Während entzündlicher Verletzungen/Erkrankungen, Magenverstimmungen und Darmbeschwerden können nur ganz wenige Asana sinnvoll geübt werden. Das sind meist gelagerte oder gut gestützte Haltungen, die ohne Anstrengung getragen werden können. Im Zweifel ist es dann auf jedem Fall besser, die Reihe nicht auszuführen und/oder entsprechend auszuweichen. Sollten Sie trotzdem auf Yoga nicht verzichten wollen, üben Sie Tadasana, Dandasana und/oder Shavasana. Diese Haltungen sind einerseits sicher, andererseits wirken sie beruhigend auf Körper/Geist und daher stärkend auf das Immunsystem.

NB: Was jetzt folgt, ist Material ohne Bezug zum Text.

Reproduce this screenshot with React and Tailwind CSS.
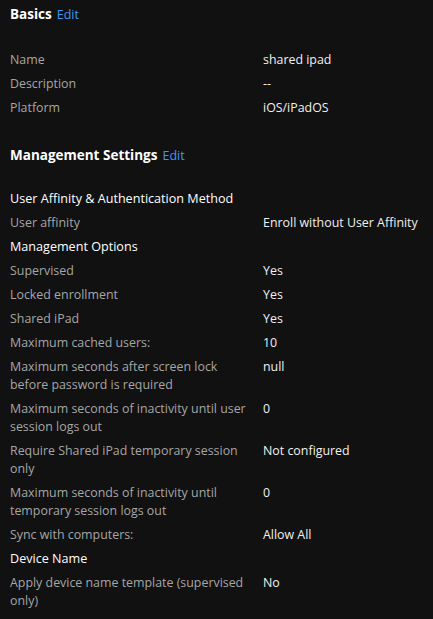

Die Wirkungsweise von Asana beruht immer auf den Impulsen, die durch die Haltungen für den Körper/Geist gesetzt werden. Das ist etwa so wie die Hantel eines Kraftsportlers, die durch regelmäßiges bewegt werden den angesprochenen Muskel auffordert, stärker und ausdauernder zu werden. Dabei gilt aber nicht „je mehr desto besser“, sondern die Qualität, die Genauigkeit der Setzung und die Regelmäßigkeit des Auftretens der Impulse setzt eine Körper/Geist-Reaktion in Gang. Impulse sind schnelle Botschaften, die sich nicht lange beobachten lassen. Wenn Sie sich also nach Ausführung einer Reihe noch gar nicht ausgepowert fühlen, ist das nicht wichtig. Die Impulse wurden gesetzt und wirken. Muskelkater und Erschöpfungsgefühle gleichen mehr einer Erkrankung, sind also keine Anzeichen dafür, genug getan zu haben. Nach einer Yogasequenz solle man sich gestärkt und tatendurstig fühlen. Es sollte also genug Energie vorrätig sein, um einen langen Tag leicht überstehen zu können.